By the end of the century, glaciers on the Tibet plateau that feed the mighty Yangtze river - an important source of water and power for the Shanghai basin and its hinterland - could shrink by two-thirds. Intensifying rainfall further downstream would trigger landslides and other geological disasters around the massive Three Gorges Dam across the Yangtze. Water scarcity and extreme weather could reduce nationwide crop production by as much as 10 per cent by 2030. Wheat, rice and corn growing capacity could drop by up to 37 per cent in the second half of the century.
The report says: “If we do not take any actions, climate change will seriously damage China’s long-term grain security.” That is a risk that cuts to the heart of Communist credibility since the party has cited its commitment to ensuring sufficient food - in particular, rice - for all as one of the reasons for its legitimacy since it swept to power in 1949.
It rules out absolute and compulsory caps before 2050 on China''s soaring greenhouse gas emissions in favour of much less ambitious goals. Instead, it suggests cutting the amount of heat-trapping carbon dioxide created per unit of national wealth. That, if adopted, would be China’s first - albeit unambitious - climate change goal.

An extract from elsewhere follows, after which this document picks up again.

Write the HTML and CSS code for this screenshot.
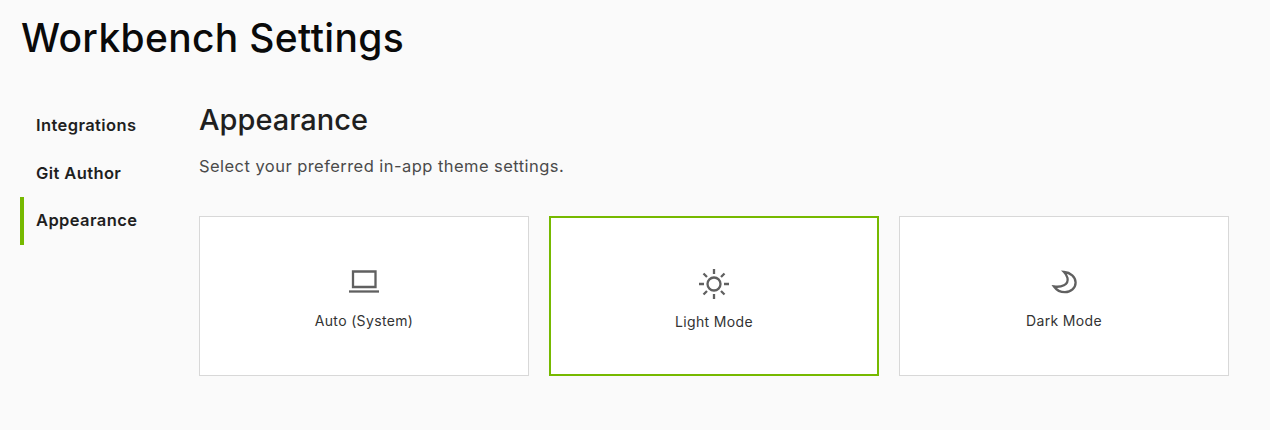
FILE: index.html
```html
<!DOCTYPE html>
<html lang="en">
<head>
    <meta charset="UTF-8">
    <title>Workbench Settings</title>
    <link rel="stylesheet" href="styles.css">
</head>
<body>
    <h1 class="page-title">Workbench Settings</h1>
    <div class="settings">
        <nav class="side-nav">
            <a class="nav-item">Integrations</a>
            <a class="nav-item">Git Author</a>
            <a class="nav-item active">Appearance</a>
        </nav>
        <main class="content">
            <h2 class="section-title">Appearance</h2>
            <p class="section-text">Select your preferred in-app theme settings.</p>
            <div class="themes">
                <div class="theme-card">
                    <svg class="icon" viewBox="0 0 32 32" fill="none" stroke="#606060" stroke-width="2.300">
                        <path d="M5 4.500h22.500v15.500h-22.500z"/>
                        <path d="M1 24.500h30"/>
                    </svg>
                    <span class="theme-label">Auto (System)</span>
                </div>
                <div class="theme-card selected">
                    <svg class="icon" viewBox="0 0 32 32" fill="none" stroke="#606060" stroke-width="2.300">
                        <circle cx="16" cy="16" r="6.500"/>
                        <path d="M16 1v5M16 26v5M1 16h5M26 16h5M5.500 5.500l3.500 3.500M23 23l3.500 3.500M5.500 26.500l3.500-3.500M23 9l3.500-3.500"/>
                    </svg>
                    <span class="theme-label">Light Mode</span>
                </div>
                <div class="theme-card">
                    <svg class="icon" viewBox="0 0 32 32" fill="none" stroke="#606060" stroke-width="2.300">
                        <path d="M16 5c6.500.5 11.600 5 11.600 10.500 0 5.500-4.600 9.700-10.600 9.700-4.500 0-8.500-2.200-11-5.700 7 1 15-1.500 13.500-8.500-.5-2-1.500-4-3.500-6z"/>
                    </svg>
                    <span class="theme-label">Dark Mode</span>
                </div>
            </div>
        </main>
    </div>
</body>
</html>
```

FILE: styles.css
```css
body {
    font-family: Inter, "Noto Sans", sans-serif;
    background: #fafafa;
    margin: 0;
    padding: 14px 20px 0;
    color: #1f1f1f;
}

.page-title {
    margin: 0 0 28px 1px;
    font-size: 39px;
    line-height: 48px;
    font-weight: 500;
    letter-spacing: 0.33px;
    color: #0a0a0a;
}

.settings {
    display: flex;
}

.side-nav {
    width: 179px;
    flex-shrink: 0;
    display: flex;
    flex-direction: column;
    padding-top: 11px;
}

.nav-item {
    height: 48px;
    line-height: 49px;
    padding-left: 12px;
    border-left: 4px solid transparent;
    font-size: 16.500px;
    font-weight: 600;
    letter-spacing: 0.400px;
    box-sizing: border-box;
}

.nav-item.active {
    line-height: 47px;
    border-left-color: #76b900;
}

.content {
    width: 1030px;
}

.section-title {
    margin: 0;
    font-size: 29px;
    line-height: 40px;
    font-weight: 500;
    padding-top: 10px;
}

.section-text {
    margin: 14px 0 0;
    font-size: 16.500px;
    line-height: 24px;
    letter-spacing: 0.450px;
    color: #4a4a4a;
}

.themes {
    display: flex;
    gap: 20px;
    margin-top: 38px;
}

.theme-card {
    width: 330px;
    height: 160px;
    box-sizing: border-box;
    padding-top: 6px;
    background: #fff;
    border: 1px solid #d8d8d8;
    display: flex;
    flex-direction: column;
    align-items: center;
    justify-content: center;
    gap: 12px;
}

.theme-card.selected {
    padding-top: 7px;
    border: 2px solid #76b900;
}

.icon {
    width: 32px;
    height: 32px;
}

.theme-label {
    font-size: 14px;
    line-height: 20px;
    letter-spacing: 0.350px;
    color: #333;
}
```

Using a measure known as carbon intensity, it would reduce emissions of carbon dioxide per unit of gross domestic product by 40 per cent in the period from 2000 to 2020. However, China’s aim over the same two decades is to quadruple its GDP, so that even in reaching its carbon intensity goal it would more than double emissions.
The European Union’s executive commission says that is incompatible with avoiding more dangerous climate change. The commission reckons that, to minimise dangerous warming, greenhouse gas emissions will have to fall in rich nations and no more than double in developing countries from 1990 to 2020.
The Chinese report cuts to the heart of the concerns of the ruling Communist Party to retain its grip on power by ensuring economic prosperity without loosening control. It said that international emission limits were unfair and could cause economic problems, emphasising that the country lacks the technology to meet such ambitious goals. Its leaders are also concerned that shutting older factories or power plants could wipe out jobs in poor areas, where the Government fears unrest among the unemployed.
It said: “If we prematurely assume responsibilities for mandatory cuts in greenhouse gas emissions, the direct consequence will be to constrain China’s current energy and manufacturing industries.”